Raad van Discipline Amsterdam, 19 november 2001

(mrs. Van Bennekom, Karsten, Van Ardenne, Remme en Hamming)

Onnodig grievende uitlating.

– Advocatenwet art. 46 (3.3.1 Grievende uitlatingen)

– Gedragsregel 31

 

Feiten

Klaagster en haar zus hebben een v.o.f. in tweedehands kinderkleding. De v.o.f. wordt gedreven vanuit een pand dat door de zus van klaagster voor een gering bedrag aan de v.o.f. is verhuurd. Er ontstaat een vertrouwensbreuk tussen de zus van klaagster en klaagster nadat de zus heeft bemerkt dat klaagster een opdracht van de v.o.f. heeft gefactureerd op briefpapier van de v.o.f. met daarop vermeld het privé-banknummer van klaagster.

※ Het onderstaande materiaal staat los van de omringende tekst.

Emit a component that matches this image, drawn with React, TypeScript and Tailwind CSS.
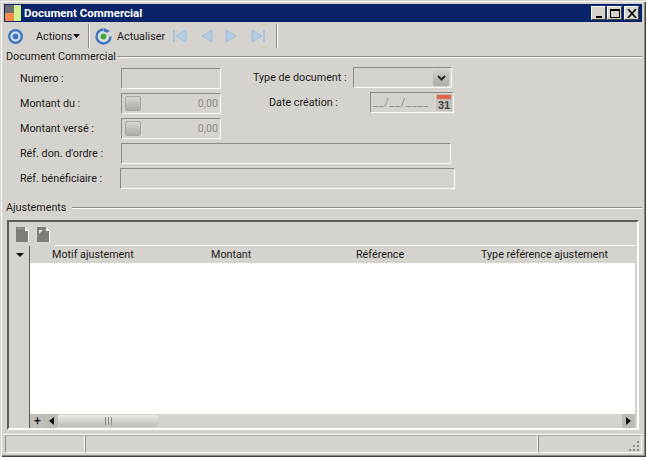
import React from "react";

const fontStyle = "font-['Roboto','Liberation_Sans',sans-serif]";
const sunken = "border border-[#8c8a84] border-r-white border-b-white bg-[#d6d3ce]";

const CaptionButton = ({ children }: { children: React.ReactNode }) => (
  <div className="flex h-[14px] w-[15px] items-center justify-center border border-[#404040] border-l-white border-t-white bg-[#d6d3ce]">
    {children}
  </div>
);

const GroupTitle = ({ title, width }: { title: string; width: string }) => (
  <div className="flex h-[13px] items-center pl-[2px]">
    <span className={`${width} shrink-0 whitespace-nowrap text-[#1a1a1a]`}>{title}</span>
    <div className="h-[2px] flex-1 border-t border-b border-t-[#8c8a84] border-b-white" />
  </div>
);

const NavIcon = ({ dir, bar }: { dir: "left" | "right"; bar?: boolean }) => (
  <svg width="16" height="16" viewBox="0 0 16 16">
    {dir === "left" ? (
      <>
        {bar && <rect x="1" y="2" width="2" height="12" fill="#a9c4dc" />}
        <path d="M14 2v12L4 8z" fill="#b4cde4" stroke="#97b6d3" strokeWidth="0.8" />
      </>
    ) : (
      <>
        <path d="M2 2v12l10-6z" fill="#b4cde4" stroke="#97b6d3" strokeWidth="0.8" />
        {bar && <rect x="13" y="2" width="2" height="12" fill="#a9c4dc" />}
      </>
    )}
  </svg>
);

const Spinner = () => (
  <div className="ml-[3px] h-[15px] w-[16px] rounded-[2px] border border-[#a8a6a0] bg-gradient-to-b from-[#d8d6d0] to-[#aeaca6]" />
);

const AmountRow = ({ label }: { label: string }) => (
  <div className="flex h-[21px] items-center">
    <span className="w-[101px] whitespace-nowrap text-[#1a1a1a]">{label}</span>
    <div className={`${sunken} flex h-[21px] w-[100px] items-center justify-between pr-[2px]`}>
      <Spinner />
      <span className="text-[#8c8a84]">0,00</span>
    </div>
  </div>
);

const PageIcon = ({ flip }: { flip?: boolean }) => (
  <svg width="13" height="15" viewBox="0 0 13 15">
    <path d="M0 0h9l4 4v11H0z" fill="#7f7d79" />
    <path d="M9 0l4 4H9z" fill="#fff" />
    <path d="M13 4v11h-1V4z" fill="#fff" />
    {flip ? <path d="M2 3h4L2 7z" fill="#e4e2dc" /> : <path d="M1 1h7v1H1z" fill="#a5a39e" />}
  </svg>
);

const HeaderCell = ({ width, children }: { width: string; children: string }) => (
  <div className={`${width} shrink-0 whitespace-nowrap text-[#1a1a1a]`}>{children}</div>
);

const ToolbarSeparator = ({ className }: { className: string }) => (
  <div className={`${className} h-[24px] w-[2px] border-l border-r border-l-[#8c8a84] border-r-white`} />
);

export default function App() {
  return (
    <div className={`${fontStyle} flex h-[457px] w-[646px] flex-col overflow-hidden bg-[#d6d3ce] p-[4px] text-[10.75px] leading-[13px] shadow-[inset_1px_1px_0_#d6d3ce,inset_2px_2px_0_#fff,inset_-1px_-1px_0_#404040,inset_-2px_-2px_0_#8c8a84]`}>
      {/* Title bar */}
      <div className="flex h-[18px] shrink-0 items-center justify-between bg-[#0a246a] pr-[3px]">
        <div className="flex items-center gap-[3px] pl-[1px]">
          <svg width="16" height="16" viewBox="0 0 16 16">
            <rect x="0" y="0" width="16" height="16" fill="#6e6e6e" />
            <rect x="0" y="8" width="9" height="8" fill="#f58a4b" />
            <rect x="9" y="0" width="7" height="16" fill="#d2f08c" />
          </svg>
          <span className="whitespace-nowrap text-[11.5px] font-bold text-white">Document Commercial</span>
        </div>
        <div className="flex">
          <CaptionButton>
            <div className="mt-[7px] h-[2px] w-[6px] bg-black" />
          </CaptionButton>
          <div className="ml-[1px]">
            <CaptionButton>
              <div className="h-[9px] w-[10px] border border-t-2 border-black" />
            </CaptionButton>
          </div>
          <div className="ml-[2px]">
            <CaptionButton>
              <svg width="10" height="9" viewBox="0 0 10 9">
                <path d="M1 0l8 9M9 0L1 9" stroke="#000" strokeWidth="1.6" />
              </svg>
            </CaptionButton>
          </div>
        </div>
      </div>

      {/* Toolbar */}
      <div className="flex h-[28px] shrink-0 items-center pl-[3px]">
        <svg width="17" height="17" viewBox="0 0 17 17">
          <circle cx="8.5" cy="8.5" r="7.5" fill="#3f78c0" />
          <circle cx="8.5" cy="8.5" r="5" fill="#dfe9f5" />
          <circle cx="8.5" cy="8.5" r="3" fill="#3f78c0" />
        </svg>
        <span className="ml-[12px] w-[35px] whitespace-nowrap text-[#1a1a1a]">Actions</span>
        <svg className="ml-[2px]" width="8" height="4" viewBox="0 0 8 4">
          <path d="M0 0h7L3.5 4z" fill="#111" />
        </svg>
        <ToolbarSeparator className="ml-[7px]" />
        <svg className="ml-[5px]" width="17" height="17" viewBox="0 0 17 17">
          <path d="M8.5 1.5a7 7 0 1 0 7 7" fill="none" stroke="#3f78c0" strokeWidth="2.4" />
          <path d="M9 0l6 3-6 3.5z" fill="#3f78c0" />
          <circle cx="8.5" cy="8.5" r="4.8" fill="#dfe3ea" />
          <circle cx="8.5" cy="8.5" r="3" fill="#3fa83f" />
        </svg>
        <span className="ml-[5px] w-[47px] whitespace-nowrap text-[#1a1a1a]">Actualiser</span>
        <div className="ml-[8px] flex items-center gap-[10px]">
          <NavIcon dir="left" bar />
          <NavIcon dir="left" />
          <NavIcon dir="right" />
          <NavIcon dir="right" bar />
        </div>
        <ToolbarSeparator className="ml-[10px]" />
      </div>

      {/* Document section */}
      <div className="flex flex-col">
        <GroupTitle title="Document Commercial" width="w-[111px]" />
        <div className="mt-[5px] flex pl-[16px]">
          <div className="flex flex-col gap-[4px]">
            <div className="flex h-[21px] items-center">
              <span className="w-[101px] whitespace-nowrap text-[#1a1a1a]">Numero :</span>
              <div className={`${sunken} h-[21px] w-[100px]`} />
            </div>
            <AmountRow label="Montant du :" />
            <AmountRow label="Montant versé :" />
          </div>
          <div className="-mt-[1px] flex flex-col">
            <div className="ml-[32px] flex h-[21px] items-center">
              <span className="w-[100px] whitespace-nowrap text-[#1a1a1a]">Type de document :</span>
              <div className={`${sunken} flex h-[21px] w-[99px] items-center justify-end pr-[2px]`}>
                <div className="flex h-[16px] w-[16px] items-center justify-center rounded-[2px] bg-gradient-to-b from-[#cfcdc7] to-[#aeaca6]">
                  <svg width="9" height="6" viewBox="0 0 9 6">
                    <path d="M1 1l3.5 3.5L8 1" fill="none" stroke="#2a2a2a" strokeWidth="2" />
                  </svg>
                </div>
              </div>
            </div>
            <div className="ml-[48px] mt-[4px] flex h-[21px] items-center">
              <span className="w-[101px] whitespace-nowrap text-[#1a1a1a]">Date création :</span>
              <div className={`${sunken} flex h-[21px] w-[84px] items-center justify-between pl-[2px] pr-[1px]`}>
                <span className="whitespace-nowrap tracking-[0.8px] text-[#8c8a84]">__/__/____</span>
                <svg width="16" height="17" viewBox="0 0 16 17">
                  <rect width="16" height="17" fill="#c4c2bc" />
                  <rect x="1" y="1" width="14" height="4" fill="#e0674a" />
                  <text x="8" y="15" textAnchor="middle" fontSize="11" fontWeight="700" fill="#444" fontFamily="Liberation Sans">31</text>
                </svg>
              </div>
            </div>
          </div>
        </div>
        <div className="mt-[4px] flex h-[21px] items-center pl-[16px]">
          <span className="w-[101px] whitespace-nowrap text-[#1a1a1a]">Réf. don. d'ordre :</span>
          <div className={`${sunken} h-[21px] w-[330px]`} />
        </div>
        <div className="mt-[4px] flex h-[21px] items-center pl-[16px]">
          <span className="w-[100px] whitespace-nowrap text-[#1a1a1a]">Réf. bénéficiaire :</span>
          <div className={`${sunken} h-[21px] w-[335px]`} />
        </div>
      </div>

      {/* Ajustements */}
      <div className="mt-[12px]">
        <GroupTitle title="Ajustements" width="w-[66px]" />
      </div>
      <div className="mx-[3px] mt-[6px] flex h-[210px] shrink-0 flex-col border-[2px] border-[#5e5c58] border-r-white border-b-white pl-[1px] pr-[2px] pt-[1px]">
        <div className="flex h-[22px] shrink-0 items-center gap-[8px] pl-[6px]">
          <PageIcon />
          <PageIcon flip />
        </div>
        <div className="ml-[45px] h-[1px] shrink-0 bg-white" />
        <div className="flex min-h-0 flex-1">
          <div className="flex w-[20px] shrink-0 flex-col items-center border-r border-r-[#5e5c58] pt-[7px]">
            <svg width="8" height="4" viewBox="0 0 8 4">
              <path d="M0 0h8L4 4z" fill="#111" />
            </svg>
          </div>
          <div className="flex min-w-0 flex-1 flex-col">
            <div className="flex h-[17px] shrink-0 items-center pl-[22px]">
              <HeaderCell width="w-[159px]">Motif ajustement</HeaderCell>
              <HeaderCell width="w-[145px]">Montant</HeaderCell>
              <HeaderCell width="w-[125px]">Référence</HeaderCell>
              <HeaderCell width="w-[131px]">Type référence ajustement</HeaderCell>
            </div>
            <div className="min-h-0 flex-1 bg-white" />
            <div className="flex h-[14px] shrink-0 items-center bg-[#d6d3ce]">
              <div className="flex h-[14px] w-[15px] items-center justify-center bg-[#c0beb8] text-[12px] text-black">+</div>
              <div className="flex h-[14px] w-[13px] items-center justify-center bg-[#bdbbb5]">
                <svg width="5" height="8" viewBox="0 0 5 8"><path d="M5 0v8L0 4z" fill="#111" /></svg>
              </div>
              <div className="relative flex h-[12px] w-[100px] items-center justify-center rounded-[3px] bg-gradient-to-b from-[#ecebe6] to-[#bdbbb5]">
                <div className="h-[8px] w-[7px] border-l border-r border-[#8c8a84] bg-[linear-gradient(90deg,transparent_2px,#8c8a84_2px,#8c8a84_3px,transparent_3px)]" />
              </div>
              <div className="flex-1" />
              <div className="flex h-[14px] w-[13px] items-center justify-center bg-[#bdbbb5]">
                <svg width="5" height="8" viewBox="0 0 5 8"><path d="M0 0v8l5-4z" fill="#111" /></svg>
              </div>
            </div>
          </div>
        </div>
      </div>

      {/* Status bar */}
      <div className="mt-[4px] flex h-[19px] shrink-0 border-t border-t-white">
        <div className={`${sunken} ml-[1px] w-[80px] border-t-[#a8a6a0]`} />
        <div className={`${sunken} w-[453px] border-t-[#a8a6a0]`} />
        <div className={`${sunken} relative flex-1 border-t-[#a8a6a0]`}>
          <svg className="absolute bottom-[1px] right-[1px]" width="11" height="11" viewBox="0 0 11 11">
            <path d="M8 1h2v2H8zM4 5h2v2H4zM8 5h2v2H8zM0 9h2v2H0zM4 9h2v2H4zM8 9h2v2H8z" fill="#8c8a84" />
          </svg>
        </div>
      </div>
    </div>
  );
}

Mr. X krijgt opdracht van de zus van klaagster om een vordering in te stellen tot nadere vaststelling van de huurprijs van het winkelpand. In de dagvaarding motiveert hij de prijsverhoging van ƒ 720 per jaar tot ƒ 12.500 per jaar met de stelling dat vanwege diverse oorzaken, onder andere een vermoedelijke poging tot fiscale fraude door klaagster, een verwijdering tussen de vennoten is opgetreden. Mr. X acht genoemde kwalificatie gerechtvaardigd aangezien hij daarmee de ernst van de breuk tussen de zussen/vennoten wilde benadrukken en het ontstaan van het geschil wilde verklaren en voorts daarmee de hoogte van de huurverhogingen wilde rechtvaardigen. Daarnaast achtte hij het vanuit een strategisch oogpunt passend de oorzaak van het familieconflict en de ernst daarvan te vermelden teneinde de rechter duidelijk te maken dat het gelasten van een schikkingscomparitie zonder zin zou zijn en de rechter het zwaarwichtig belang van zijn cliënt bij de huurverhoging op voorhand zou begrijpen. Ten slotte beroept mr. X zich er op dat hij met behulp van boekhoudkundige bescheiden zelf de juistheid van de gebezigde kwalificatie heeft onderzocht.

 

Overwegingen raad

De raad stelt voorop dat een advocaat een grote mate van vrijheid heeft de belangen te behartigen van zijn cliënt op de wijze die hem – in overleg met zijn cliënt – goeddunkt. Deze vrijheid is evenwel niet onbegrensd en ontslaat hem niet van zijn verplichting ook jegens de wederpartij van zijn cliënt de geboden zorgvuldigheid in acht te nemen. Met name dient hij zich in woord en geschrift niet onnodig grievend over de wederpartij uit te laten.

De raad is van oordeel dat mr. X de grenzen van genoemde vrijheid heeft overschreden door ten processe de wederpartij van zijn cliënte ervan te betichten vermoedelijk fiscale fraude te hebben gepleegd. In dit verband stelt de raad voorop dat deze passage jegens klaagster grievend kan worden genoemd. Weliswaar heeft mr. X onweersproken gesteld dat hij de gronden voor dit vermoeden zelf heeft onderzocht, maar zelfs indien dit onderzoek het vermoeden van fiscale fraude zou kunnen rechtvaardigen volgt daaruit nog niet dat het ten processe uiten van dit vermoeden met het oog op de ingestelde vordering tot huurprijsvaststelling nodig was. Genoemde omstandigheid was immers niet van belang voor de vaststelling van de hoogte van de vast te stellen huurprijs. Voorts had mr. X de rechter, ook in de dagvaarding, op andere wijze duidelijk kunnen maken dat, gelet op het familieconflict, niet verwacht mocht worden dat een schikkingscomparitie tot een positief resultaat zou leiden.

 

Volgt

Gegrondbevinding van de klacht zonder oplegging van een maatregel.